The term Stephen Jay Gould used to describe the way humans tend to see younger, or nearly-extinct species (such as horses and, well, themselves) as evolutionarily superior to those that have been around for the long haul (such as roaches, alligators and many birds).


There are at least 8 species of Pelican on the Earth today, found on every continent but Antarctica, each one perhaps a minute punchline in Life's Little Joke. You see, the Pelican as we know it has changed so little over the past 30 million years that a fossil found from that long ago was classified in the same family with today's modern Pelicans. If it ain't broke, don't fix it.


The name comes from the Greek word pelekys which means "axe". The bird with the largest beak in the world has the ability to chop through wood with it. That, and its "trapdoor" ability to catch fish has left the Pelican in evolutionary stasis... merely bored and waiting for it's competition to get better. Or perhaps not bored, but free to pursue other interests.


 



These birds look like they are made of foam, delicately carved and halfway borrowed from Pterodactyls. They are the original wave riders, surfing in fast, swift groups six inches above breaking waves as the rippling crest rushes air up underneath them, shooting down the beach as fast as A1A traffic. They soar high, fast and beautifully. Once in the air, they rarely flap their wings; they fly with enough innate ease to make any person dream of one day being a bird. Their dive-bombs are kamikaze in nature. They drop full force from the sky like a WWII plane and land with a magnificent splash, usually to surface with a beak-pouch full of movement. White pelicans hunt in groups, herding schools of bait fish into their pouches, fashioned like scoop nets. Once full on fish, they luxuriate in social groups on piers or coastal rocks.
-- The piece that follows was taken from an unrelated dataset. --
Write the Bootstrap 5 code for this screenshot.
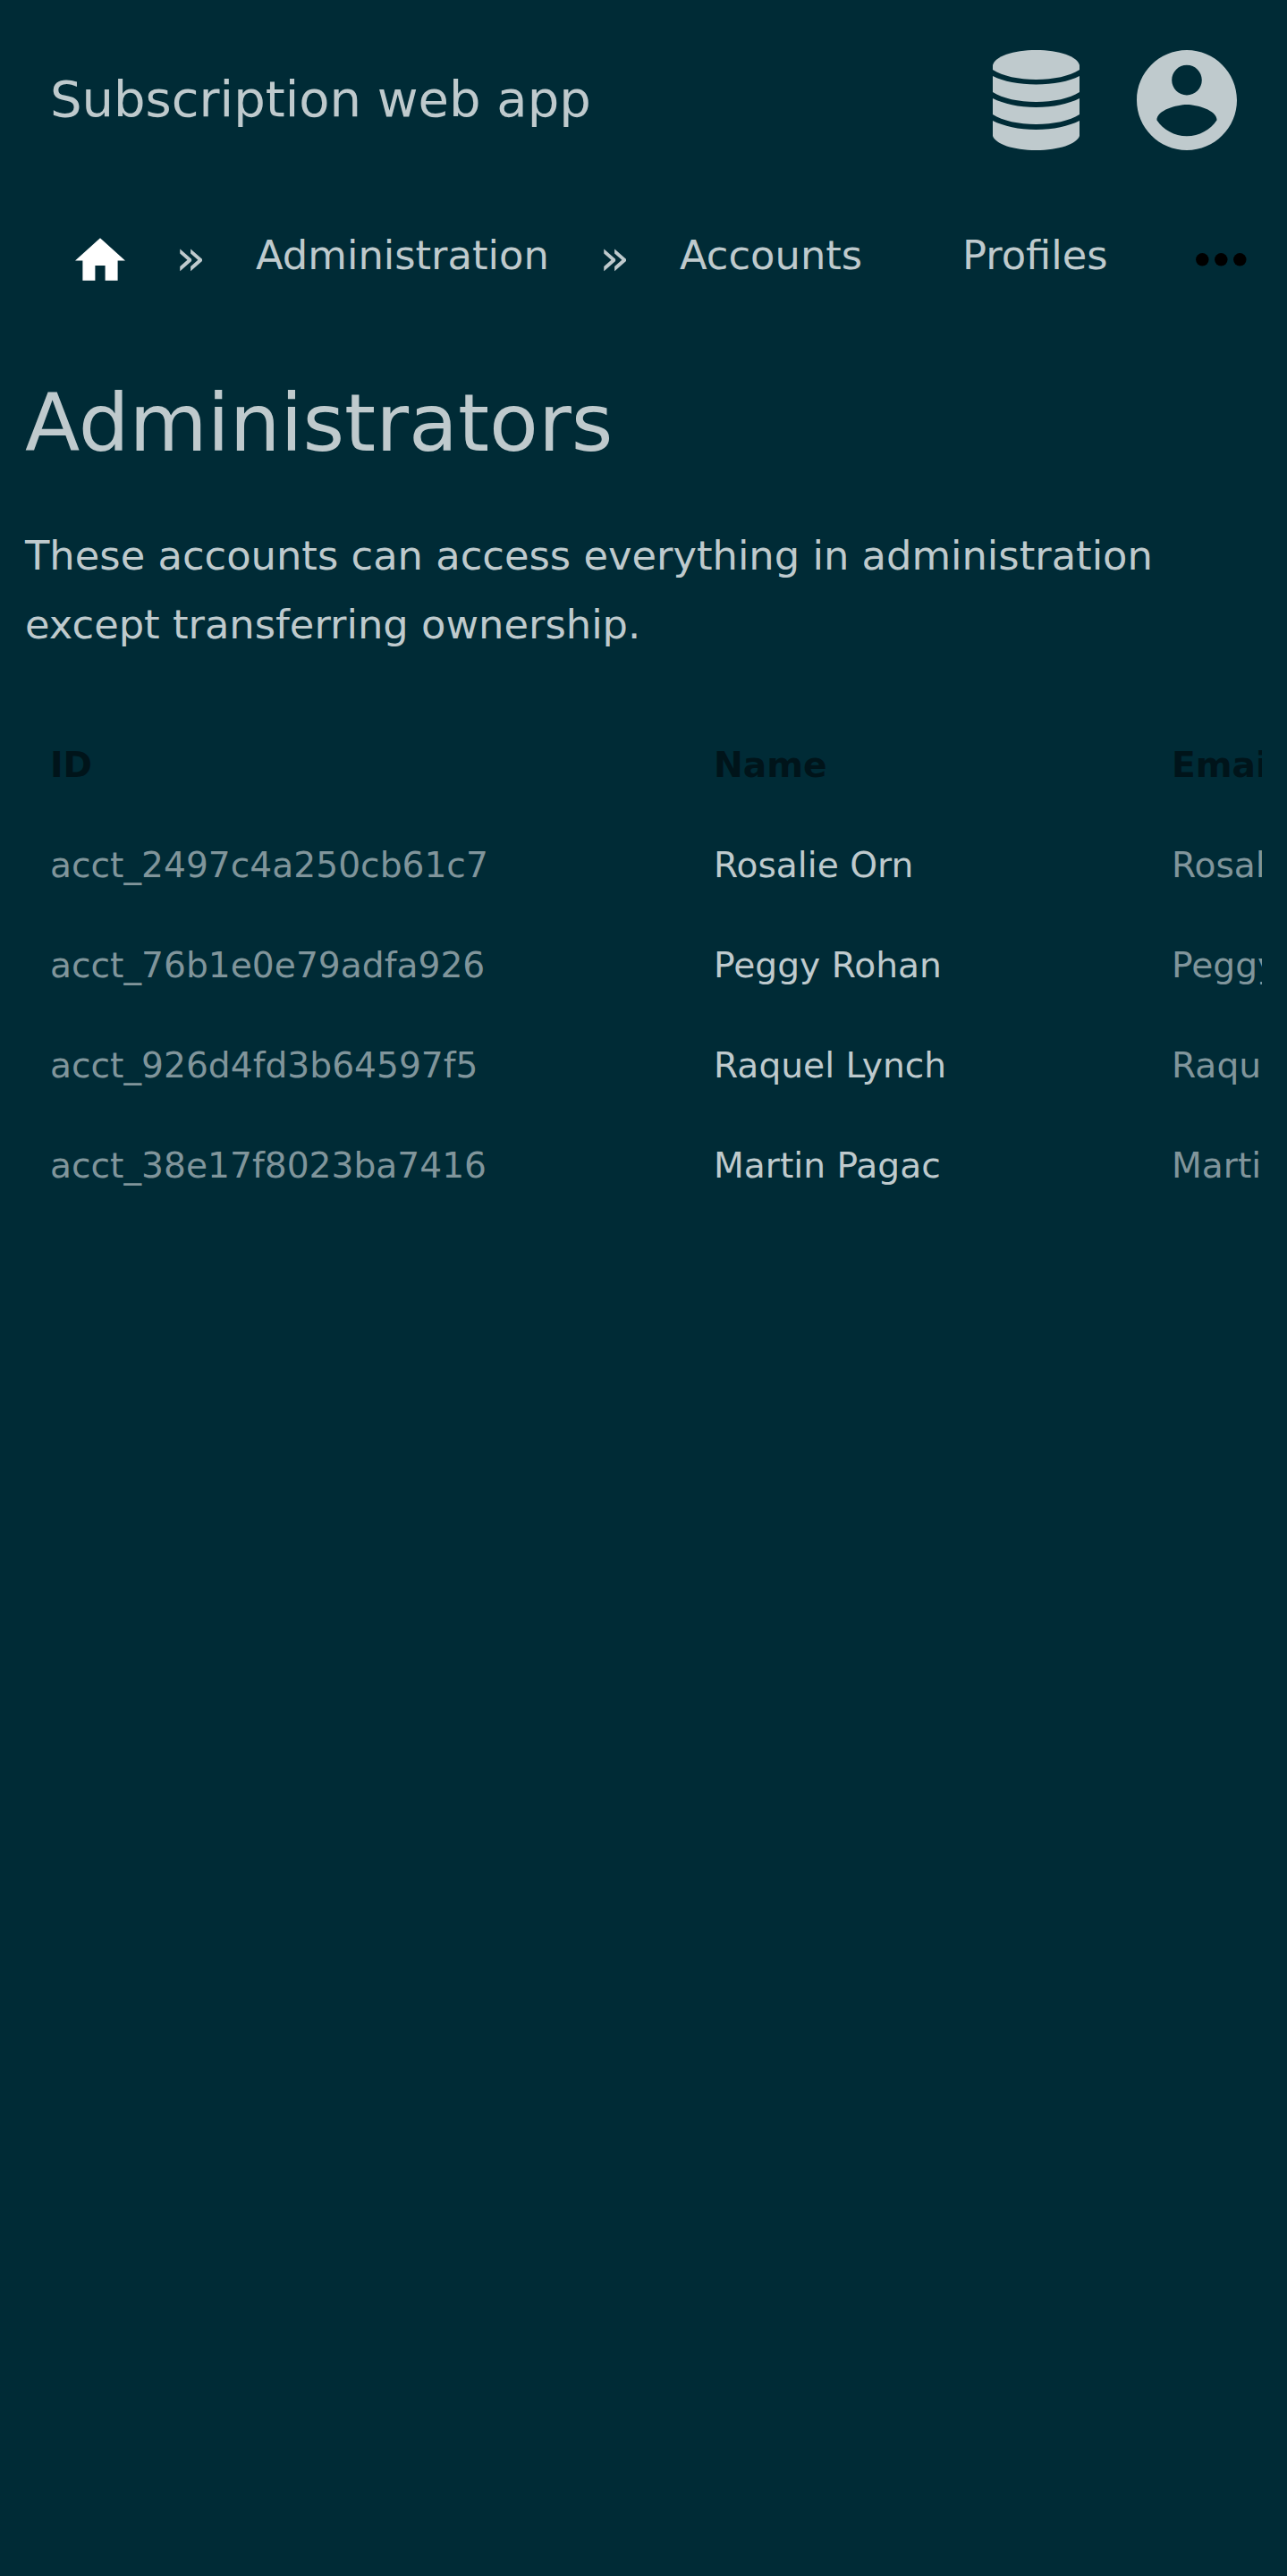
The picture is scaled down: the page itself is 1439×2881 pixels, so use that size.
<!DOCTYPE html>
<html lang="en">
<head>
<meta charset="utf-8">
<meta name="viewport" content="width=device-width, initial-scale=1">
<title>Administrators</title>
<link href="https://cdn.jsdelivr.net/npm/bootstrap@5.3.0/dist/css/bootstrap.min.css" rel="stylesheet">
<style>
  body { background: #002b36; color: #bfcacd; font-family: "DejaVu Sans", sans-serif; min-height: 2881px; overflow-x: hidden; }
  .app-header { height: 224px; padding: 0 56px; }
  .app-title { font-size: 56px; line-height: 84px; color: inherit; margin: 0 0 3px; padding: 0; white-space: nowrap; }
  .app-title:hover { color: inherit; }
  .app-icons { gap: 64px; }
  .app-icons svg, .crumbs svg { display: block; fill: currentColor; }
  .crumbs { height: 126px; font-size: 44.8px; line-height: 66px; padding-top: 29px; white-space: nowrap; }
  .crumbs a { color: inherit; text-decoration: none; }
  .crumb-home { margin: 13px 56px 0 84px; color: #fff !important; }
  .crumb-sep { font-size: 56px; width: 34px; margin-top: 2px; }
  .crumb-admin { width: 327px; margin: 0 57px 0 56px; }
  .crumb-accounts { width: 206px; margin-left: 56px; margin-right: 110px; }
  .crumb-profiles { width: 164px; }
  .crumb-more { margin: 30px 0 0 97px; color: #000 !important; }
  .page-main { padding: 56px 28px 0; }
  .page-title { font-size: 89.6px; line-height: 135px; font-weight: 400; margin: 0 0 42px; }
  .page-intro { font-size: 44.8px; line-height: 77px; margin: 0 0 63px; }
  .table-clip { overflow: hidden; }
  .account-table { --bs-table-bg: transparent; --bs-table-color: #bfcacd; width: 1900px; table-layout: fixed; font-size: 39.2px; line-height: 56px; margin: 0; white-space: nowrap; }
  .account-table > :not(caption) > * > * { padding: 28px; border: 0; }
  .account-table th { color: #00141a; font-weight: 700; }
  .account-table .dim { color: #80959b; }
  .col-id { width: 742px; }
  .col-name { width: 512px; }
</style>
</head>
<body>
<header class="app-header d-flex align-items-center justify-content-between">
  <a class="navbar-brand app-title" href="#">Subscription web app</a>
  <nav class="app-icons d-flex">
    <a class="text-reset" href="#" aria-label="Database">
      <svg width="97" height="112" viewBox="0 0 97 112">
        <path d="M0 17C2 7 23 0 48.500 0S95 7 97 17V22C86 29 68 33 48.500 33S11 29 0 22Z"/>
        <path d="M0 29C12 35 29 38.500 48.500 38.500S85 35 97 29V47C86 54 68 58 48.500 58S11 54 0 47Z"/>
        <path d="M0 54C12 60 29 64 48.500 64S85 60 97 54V72C86 79 68 83 48.500 83S11 79 0 72Z"/>
        <path d="M0 79C12 85 29 89 48.500 89S85 85 97 79V96C94 105 74 112 48.500 112S3 105 0 96Z"/>
      </svg>
    </a>
    <a class="text-reset" href="#" aria-label="Account">
      <svg width="112" height="112" viewBox="2 2 20 20"><path d="M12 2C6.480 2 2 6.480 2 12s4.480 10 10 10 10-4.480 10-10S17.520 2 12 2zm0 3c1.660 0 3 1.340 3 3s-1.340 3-3 3-3-1.340-3-3 1.340-3 3-3zm0 14.200c-2.500 0-4.710-1.280-6-3.220.030-1.990 4-3.080 6-3.080 1.990 0 5.970 1.090 6 3.080-1.290 1.940-3.500 3.220-6 3.220z"/></svg>
    </a>
  </nav>
</header>
<nav class="crumbs d-flex align-items-start" aria-label="breadcrumb">
  <a class="crumb-home" href="#" aria-label="Home"><svg width="56" height="48" viewBox="0 0 20 17"><path d="M8 17v-6h4v6h5V9h3L10 0 0 9h3v8z"/></svg></a>
  <span class="crumb-sep">»</span>
  <a class="crumb-admin" href="#">Administration</a>
  <span class="crumb-sep">»</span>
  <a class="crumb-accounts" href="#">Accounts</a>
  <a class="crumb-profiles" href="#">Profiles</a>
  <a class="crumb-more" href="#" aria-label="More"><svg width="57" height="15" viewBox="0 0 57 15"><circle cx="7.300" cy="7.300" r="7.200"/><circle cx="28.300" cy="7.300" r="7.200"/><circle cx="49.300" cy="7.300" r="7.200"/></svg></a>
</nav>
<main class="page-main">
  <h1 class="page-title">Administrators</h1>
  <p class="page-intro">These accounts can access everything in administration except transferring ownership.</p>
  <div class="table-clip">
    <table class="table account-table">
      <colgroup><col class="col-id"><col class="col-name"><col></colgroup>
      <thead><tr><th>ID</th><th>Name</th><th>Email</th></tr></thead>
      <tbody>
        <tr><td class="dim">acct_2497c4a250cb61c7</td><td>Rosalie Orn</td><td class="dim">Rosalie</td></tr>
        <tr><td class="dim">acct_76b1e0e79adfa926</td><td>Peggy Rohan</td><td class="dim">Peggy</td></tr>
        <tr><td class="dim">acct_926d4fd3b64597f5</td><td>Raquel Lynch</td><td class="dim">Raquel</td></tr>
        <tr><td class="dim">acct_38e17f8023ba7416</td><td>Martin Pagac</td><td class="dim">Martin</td></tr>
      </tbody>
    </table>
  </div>
</main>
<script src="https://cdn.jsdelivr.net/npm/bootstrap@5.3.0/dist/js/bootstrap.bundle.min.js"></script>
</body>
</html>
 Pelicans as objects are almost exclusively seen in the tropics and coastal environments. Statues adorn dock posts, poolsides and patios. Every roadside souvenir shop in Florida is flooded with tchotchkes of pelicans. They are intricately tied to the coast, they live off of the sea. They are synonymous with Old Florida and the Keys. They catch fish mid-air at piers; unabashedly chase small children holding food; and consistently taunt fishermen--often times stealing their catch as they reel it in. Postcards, posters, T-shirts and diner napkins beam their image to let the tourist know they have arrived at the coast, and remind the locals why they live where they do. My pelican came from an old dock, built in the 50s. It used to perch proudly atop the farthest post out, a tropical gargoyle. Eventually the dock went down, all that salt air just withered the wood after so many years. But my concrete guy is heavier than a boat anchor, and has only suffered a few nicks and dings after a harrowing life halfway out to sea.

My Dockpost Pelican

Sunday, February 20, 2011

Grain Cradle

As the gasoline engine got smaller, it became more and more ubiquitous; over time finding its way into barns first, then (as America turned into a land of not-quite-city and not-quite-county) home garages. Now every house in Suburbia comes equipped with a gas-powered arsenal of land-management tools. Or more aptly, landscaping tools. People no longer work the land to reap benefits like food, but rather to confine it, keep it trimmed and meeting HOA codes.


But in the days before wire trimmers, or so-called weed whackers, there reigned a king capable of taking down an entire field of grass in a single day, never needing so much as a drop of gasoline. Looking at the American Scythe (different from the European Scythe in its shaped handle design) I wonder why we ever made the switch to those little gas monsters. The jump in complexity is preposterous and beyond exponential. But speed! Ah yes, and efficiency! God Loves Efficiency! If like me, you were sure a gas trimmer must be way faster than a scythe, well friend, we were both wrong.


American Scythe

European Scythe


Grain Cradle

In fact, there are many stories about people racing gas trimmers with scythes, most telling the tale of a woman with a scythe cutting a patch of grass faster and cleaner than a man with a gas trimmer. And they are true.



 The scythe is such a simple, elegant tool because of its organic evolution. Clark Dodsworth of The Informal Learning review did a paper on the evolution of tools and in it talks briefly about the scythe. He writes:

"Now, the scythe is not at first glance an obvious solution. In fact, it looks extremely primitive; the handle is very like a piece of a tree limb, and the blade looks exactly like a cross-section of some Pleistocene carnivore's fang. It has an oddly curved shaft and weirdly-placed handles. The thing does not even initially make sense until you pick it up. Then, extraordinarily, it teaches you how to hold itself and how to wield itself, even if you picked it up the wrong way. Parts of it gradually became shaped to the task, and the rest of it became shaped to the user, so that, finally, it became able to shape the behavior of the user. Sounds a little like dog training, doesn't it? It is an excellent example of both a well-designed interface and an evolutionarily mature device; one that wants to do what it is intended to do, and has technique implicit in its design."

I think that pretty much sums up the elegance and usefulness of the American Scythe.

And at the local flea market this morning I found and purchased that elegance. I'm going to peen and sharpen the blade , like they do here. Then, well, the grass grows tall around this place, and after getting the hang of it I bet I won't be gassing up the Bush Hog any more.